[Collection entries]
----

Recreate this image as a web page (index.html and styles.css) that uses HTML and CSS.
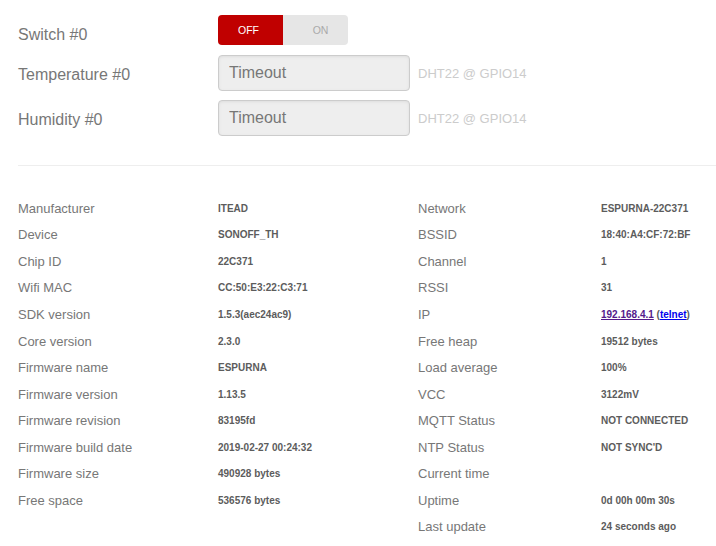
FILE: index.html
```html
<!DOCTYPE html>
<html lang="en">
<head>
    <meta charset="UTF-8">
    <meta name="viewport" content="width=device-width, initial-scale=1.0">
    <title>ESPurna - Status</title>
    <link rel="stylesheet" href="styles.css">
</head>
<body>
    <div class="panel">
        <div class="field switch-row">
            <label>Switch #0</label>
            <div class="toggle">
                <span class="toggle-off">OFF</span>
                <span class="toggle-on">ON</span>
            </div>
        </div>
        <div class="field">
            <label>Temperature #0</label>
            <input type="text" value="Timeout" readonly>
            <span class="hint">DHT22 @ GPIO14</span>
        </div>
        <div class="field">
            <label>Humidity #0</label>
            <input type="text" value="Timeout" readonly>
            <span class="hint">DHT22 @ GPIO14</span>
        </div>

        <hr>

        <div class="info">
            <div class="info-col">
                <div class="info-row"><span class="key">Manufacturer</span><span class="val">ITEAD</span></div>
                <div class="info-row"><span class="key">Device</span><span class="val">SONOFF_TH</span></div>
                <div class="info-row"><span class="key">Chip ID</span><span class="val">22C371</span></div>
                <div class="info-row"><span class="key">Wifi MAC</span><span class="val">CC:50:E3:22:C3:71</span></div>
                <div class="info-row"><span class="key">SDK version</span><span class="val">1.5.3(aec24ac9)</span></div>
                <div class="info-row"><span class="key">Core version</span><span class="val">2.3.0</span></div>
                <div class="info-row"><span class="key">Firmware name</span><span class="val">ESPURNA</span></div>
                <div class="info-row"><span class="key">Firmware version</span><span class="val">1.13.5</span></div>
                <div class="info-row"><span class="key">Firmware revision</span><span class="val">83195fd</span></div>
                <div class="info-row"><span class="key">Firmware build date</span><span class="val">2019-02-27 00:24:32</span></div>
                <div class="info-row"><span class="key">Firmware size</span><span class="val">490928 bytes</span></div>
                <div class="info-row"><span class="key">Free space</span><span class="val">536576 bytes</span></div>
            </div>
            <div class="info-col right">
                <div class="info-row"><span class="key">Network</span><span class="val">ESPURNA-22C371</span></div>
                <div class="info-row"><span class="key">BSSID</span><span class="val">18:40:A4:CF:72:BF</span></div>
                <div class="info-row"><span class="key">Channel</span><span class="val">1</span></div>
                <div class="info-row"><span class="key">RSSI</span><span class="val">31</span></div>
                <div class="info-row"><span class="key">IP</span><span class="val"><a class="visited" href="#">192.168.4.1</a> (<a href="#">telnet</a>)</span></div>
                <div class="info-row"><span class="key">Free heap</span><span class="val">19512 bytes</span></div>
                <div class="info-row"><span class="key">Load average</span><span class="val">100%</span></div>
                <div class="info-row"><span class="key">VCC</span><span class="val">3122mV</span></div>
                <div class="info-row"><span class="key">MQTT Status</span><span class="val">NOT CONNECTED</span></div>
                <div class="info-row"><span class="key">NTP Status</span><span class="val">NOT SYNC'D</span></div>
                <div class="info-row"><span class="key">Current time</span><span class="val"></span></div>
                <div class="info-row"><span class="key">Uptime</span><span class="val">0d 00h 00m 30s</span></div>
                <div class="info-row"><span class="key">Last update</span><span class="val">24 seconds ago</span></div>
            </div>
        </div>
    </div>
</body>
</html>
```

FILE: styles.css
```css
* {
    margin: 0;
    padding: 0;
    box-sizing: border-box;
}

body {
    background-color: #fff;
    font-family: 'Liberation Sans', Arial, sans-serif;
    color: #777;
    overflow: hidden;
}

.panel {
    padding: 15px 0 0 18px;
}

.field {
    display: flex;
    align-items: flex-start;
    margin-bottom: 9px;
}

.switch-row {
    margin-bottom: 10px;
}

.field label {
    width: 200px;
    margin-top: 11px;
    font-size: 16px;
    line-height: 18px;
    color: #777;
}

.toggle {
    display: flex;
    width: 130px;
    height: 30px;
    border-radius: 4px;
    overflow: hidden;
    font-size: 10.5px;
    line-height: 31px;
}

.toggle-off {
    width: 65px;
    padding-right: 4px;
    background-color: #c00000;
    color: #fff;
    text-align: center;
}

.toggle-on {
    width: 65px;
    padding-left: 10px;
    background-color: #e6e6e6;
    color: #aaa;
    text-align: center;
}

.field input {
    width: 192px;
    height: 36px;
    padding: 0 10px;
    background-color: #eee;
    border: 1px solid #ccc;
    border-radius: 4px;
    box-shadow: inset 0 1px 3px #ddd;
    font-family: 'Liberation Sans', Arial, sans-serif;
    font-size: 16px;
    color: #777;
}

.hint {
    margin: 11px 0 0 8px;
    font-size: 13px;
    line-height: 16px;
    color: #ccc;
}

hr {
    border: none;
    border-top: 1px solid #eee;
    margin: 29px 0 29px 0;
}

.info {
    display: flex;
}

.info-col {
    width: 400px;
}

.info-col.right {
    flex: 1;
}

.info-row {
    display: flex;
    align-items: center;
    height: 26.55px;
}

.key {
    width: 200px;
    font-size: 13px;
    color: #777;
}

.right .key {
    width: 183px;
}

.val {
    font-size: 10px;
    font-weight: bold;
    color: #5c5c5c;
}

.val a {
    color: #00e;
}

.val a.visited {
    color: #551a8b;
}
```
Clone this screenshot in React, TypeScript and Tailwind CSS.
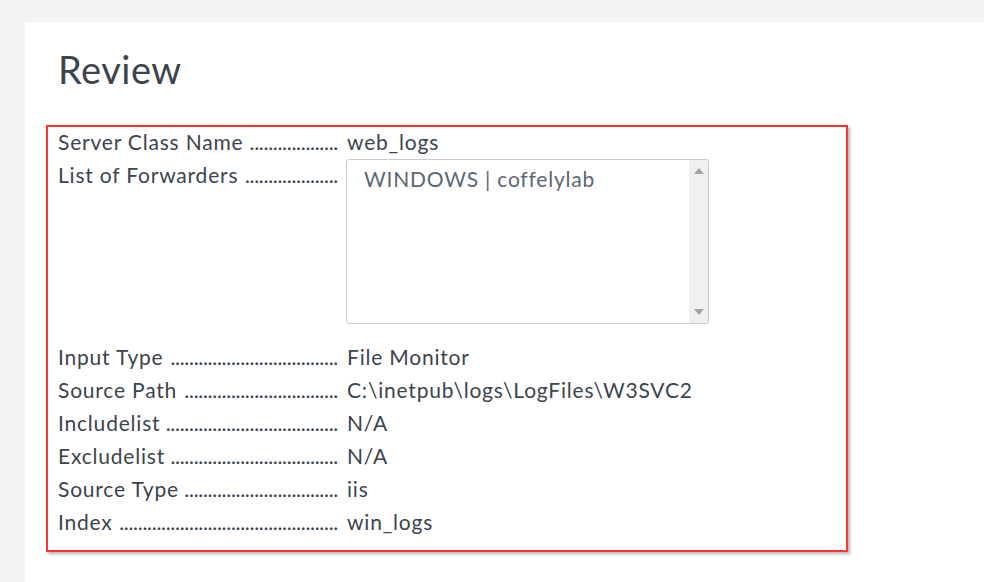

----

- [PROBLEM TO SOLVE]:
List each line holding the string "this".

- [REPLY TO THE TASK]:
Recreate this image as a web page (index.html and styles.css) that uses HTML and CSS.
Clone this screenshot in React, TypeScript and Tailwind CSS.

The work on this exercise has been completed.